Home ResidentialRental Outer city rental markets continue to show stronger growth vs inner city

Outer city rental markets continue to show stronger growth vs inner city

by LLP Editor
29th Oct 21 12:15 pm

Nationwide buy-to-let specialist, Sequre Property Investment, has revealed that while an inner city rental property still commands a higher monthly rental income, rental homes in outer city areas have seen stronger growth over the last year.

Sequre Property Investment analysed rental market data for London, Manchester and Birmingham and how it differed when comparing inner and outer city areas.

The figures show that inner city rental markets attract the strongest levels of monthly rent. On average across all three cities, the monthly cost of renting within an inner city area sits at £1,152 versus £908 per month in the outer city market – a difference of 27% or £244 per month.

London is home to the biggest difference, with rents across the inner city rental market coming in 37% higher on average, with a 26% difference in Manchester and just a 9% difference in Birmingham.

However, when it comes to annual rental growth, the outer market across each city has fared far better than the inner city rental market.

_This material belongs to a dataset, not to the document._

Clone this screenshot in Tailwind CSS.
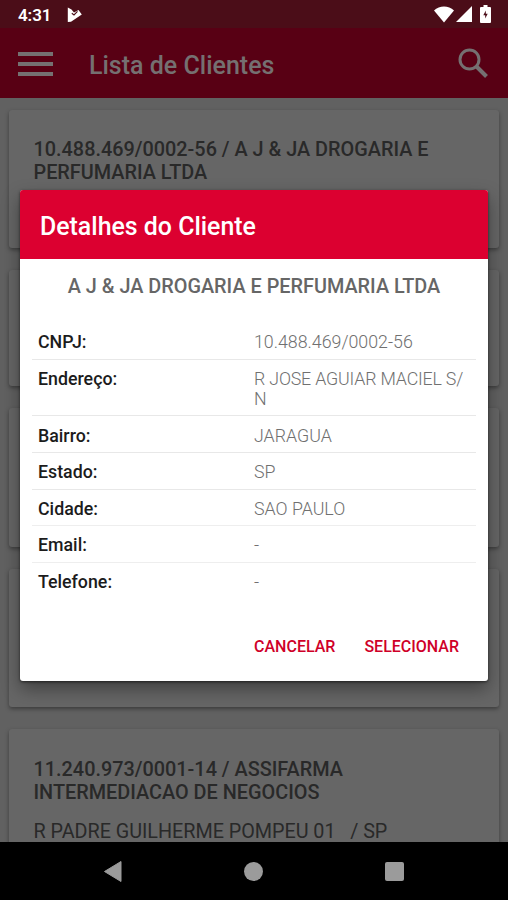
<!DOCTYPE html>
<html lang="pt-BR">
<head>
<meta charset="utf-8">
<title>Lista de Clientes</title>
<script src="https://cdn.jsdelivr.net/npm/@tailwindcss/browser@4"></script>
</head>
<body class="bg-black font-[Roboto,sans-serif]">
<div class="relative flex h-[900px] w-[508px] flex-col overflow-hidden bg-[#616161]">
  <!-- Status bar -->
  <div class="flex h-7 shrink-0 items-center bg-[#4b0d18] pr-[17px] pl-[18px] text-white">
    <span class="pt-[3px] text-[17px] font-semibold leading-none tracking-[-0.1px]">4:31</span>
    <svg class="mt-[2px] ml-[16px] h-4 w-[15px]" viewBox="0 0 15 16"><path fill="currentColor" d="M.8.500 4.500 2.500 7 5.500 11.500 3 14.800 7.500 4 14.800.8 15Z"/><path d="M4.800 6.200 7 8 10.500 4.300" fill="none" stroke="#4b0d18" stroke-width="1.100"/></svg>
    <div class="ml-auto flex items-center">
      <svg class="h-[17px] w-5" viewBox="0 0 20 17"><path fill="currentColor" d="M0 4.500C5.500-.7 14.500-.7 20 4.500L10 16.500Z"/></svg>
      <svg class="ml-[2px] h-4 w-4" viewBox="0 0 16 16"><path fill="currentColor" d="M16 0V16H0Z"/></svg>
      <svg class="ml-2 h-[18px] w-[11px]" viewBox="0 0 11 18"><path fill="currentColor" d="M3.500 0h4v2H10a1 1 0 0 1 1 1v14a1 1 0 0 1-1 1H1a1 1 0 0 1-1-1V3a1 1 0 0 1 1-1h2.500Z"/><path fill="#4b0d18" d="M5.800 5.500 3.300 10.300h1.900V13.500l2.500-4.700H5.800Z"/></svg>
    </div>
  </div>
  <!-- App bar -->
  <header class="flex h-[70px] shrink-0 items-center bg-[#580014] pr-5 pl-[18px] text-[#757071]">
    <div class="flex w-[35px] flex-col gap-[6px] pt-px">
      <div class="h-1 bg-current"></div><div class="h-1 bg-current"></div><div class="h-1 bg-current"></div>
    </div>
    <h1 class="ml-9 pt-[5px] text-[25px] font-medium leading-none whitespace-nowrap">Lista de Clientes</h1>
    <svg class="ml-auto h-[30px] w-[30px]" viewBox="0 0 30 30" fill="none" stroke="currentColor"><circle cx="11.500" cy="11.500" r="9.500" stroke-width="3"/><path d="m18.500 18.500 10 10" stroke-width="4"/></svg>
  </header>
  <!-- Client list -->
  <main class="flex min-h-0 flex-1 flex-col gap-[22px] overflow-hidden px-[9px] pt-3 text-[#292929]">
    <section class="h-[138px] shrink-0 rounded-[3px] bg-[#666] px-[24.5px] pt-[28px] shadow-[0_2px_4px_#00000060]">
      <h2 class="text-[19.85px] font-medium leading-[23px] whitespace-nowrap">10.488.469/0002-56 / A J &amp; JA DROGARIA E<br>PERFUMARIA LTDA</h2>
    </section>
    <section class="h-[116px] shrink-0 rounded-[3px] bg-[#666] shadow-[0_2px_4px_#00000060]"></section>
    <section class="h-[139px] shrink-0 rounded-[3px] bg-[#666] shadow-[0_2px_4px_#00000060]"></section>
    <section class="h-[138px] shrink-0 rounded-[3px] bg-[#666] shadow-[0_2px_4px_#00000060]"></section>
    <section class="h-[138px] shrink-0 rounded-[3px] bg-[#666] px-[24.5px] pt-[29px] shadow-[0_2px_4px_#00000060]">
      <h2 class="text-[19.85px] font-medium leading-[23px] whitespace-nowrap">11.240.973/0001-14 / ASSIFARMA<br>INTERMEDIACAO DE NEGOCIOS</h2>
      <p class="mt-4 text-[19.8px] leading-[23px] tracking-[-0.03px] whitespace-pre">R PADRE GUILHERME POMPEU 01   / SP</p>
    </section>
  </main>
  <!-- Navigation bar -->
  <nav class="flex h-[58px] shrink-0 items-center bg-black pl-[103px] text-[#9b9b9b]">
    <svg class="h-[21px] w-[19px]" viewBox="0 0 19 21"><path fill="currentColor" d="M18 .5V20.500L1.500 10.500Z" stroke="currentColor" stroke-linejoin="round"/></svg>
    <div class="ml-[122px] h-[19px] w-[19px] rounded-full bg-current"></div>
    <div class="ml-[122px] h-[19px] w-[19px] rounded-[2px] bg-current"></div>
  </nav>
  <!-- Client details dialog -->
  <div role="dialog" class="absolute top-[190px] left-5 flex h-[491px] w-[468px] flex-col overflow-hidden rounded-[3px] bg-white shadow-[0_8px_18px_#00000060,0_1px_3px_#00000090]">
    <div class="flex h-[69px] shrink-0 items-center bg-[#dc0030] px-5 pt-[6px] text-[24.9px] font-medium leading-none text-white"><span class="whitespace-nowrap">Detalhes do Cliente</span></div>
    <h3 class="pt-[16px] text-center text-[19.85px] font-medium leading-6 whitespace-nowrap text-[#666]">A J &amp; JA DROGARIA E PERFUMARIA LTDA</h3>
    <dl class="mx-3 mt-[25px] text-[17.8px] leading-5 text-[#707070]">
      <div class="flex h-[36px] border-b border-[#e8e8e8] pt-[8px] pl-[6px]"><dt class="w-[216px] font-medium text-[#1c1c1c]">CNPJ:</dt><dd class="font-light whitespace-nowrap">10.488.469/0002-56</dd></div>
      <div class="flex h-[56px] border-b border-[#e8e8e8] pt-[9px] pl-[6px]"><dt class="w-[216px] font-medium text-[#1c1c1c]">Endereço:</dt><dd class="font-light tracking-[-0.18px] whitespace-nowrap">R JOSE AGUIAR MACIEL S/<br>N</dd></div>
      <div class="flex h-[37px] border-b border-[#e8e8e8] pt-[10px] pl-[6px]"><dt class="w-[216px] font-medium text-[#1c1c1c]">Bairro:</dt><dd class="font-light whitespace-nowrap">JARAGUA</dd></div>
      <div class="flex h-[37px] border-b border-[#e8e8e8] pt-[9px] pl-[6px]"><dt class="w-[216px] font-medium text-[#1c1c1c]">Estado:</dt><dd class="font-light whitespace-nowrap">SP</dd></div>
      <div class="flex h-[36px] border-b border-[#eee] pt-[9px] pl-[6px]"><dt class="w-[216px] font-medium text-[#1c1c1c]">Cidade:</dt><dd class="font-light whitespace-nowrap">SAO PAULO</dd></div>
      <div class="flex h-[37px] border-b border-[#eee] pt-[9px] pl-[6px]"><dt class="w-[216px] font-medium text-[#1c1c1c]">Email:</dt><dd class="font-light">-</dd></div>
      <div class="flex h-[37px] pt-[9px] pl-[6px]"><dt class="w-[216px] font-medium text-[#1c1c1c]">Telefone:</dt><dd class="font-light">-</dd></div>
    </dl>
    <div class="mt-auto flex justify-end gap-[29px] pr-[29px] pb-[24px] text-[16px] font-medium leading-5 text-[#cf0028]">
      <button class="whitespace-nowrap">CANCELAR</button><button class="whitespace-nowrap">SELECIONAR</button>
    </div>
  </div>
</div>
</body>
</html>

On average across all three cities, annual rental growth across outer city areas has remained largely flat, while across inner city rental areas it has fallen by -4.4% in the last 12 months.

Manchester has seen the strongest performance, with inner city rental values remaining largely unchanged in the last year while across the city’s outer rental market, values have climbed by 3.7%.

In Birmingham, outer city rental values are up 2.2% versus a marginal 0.3% uplift across the inner city.

London’s rental market has struggled across the board, with just a 1.1% increase in rental values across outer city areas and a notable -7.8% drop across the capital’s inner city areas.

Sales Director at Sequre Property Investment, Daniel Jackson, commented: “It’s clear inner city rental markets are still struggling due to the decline in demand caused by the pandemic, despite a gradual return to normality from a social standpoint and with regard to the workplace.

This is particularly evident across the London market, where rental values have plummeted across inner city areas, while they’ve also struggled in outer city areas.

The good news is that elsewhere, outer city rental values are on the up, with both Manchester and Birmingham seeing very healthy levels of growth. This suggests that tenants are now starting to make their return and this is a trend that should soon reach our city centres and help boost values across inner city rental markets.”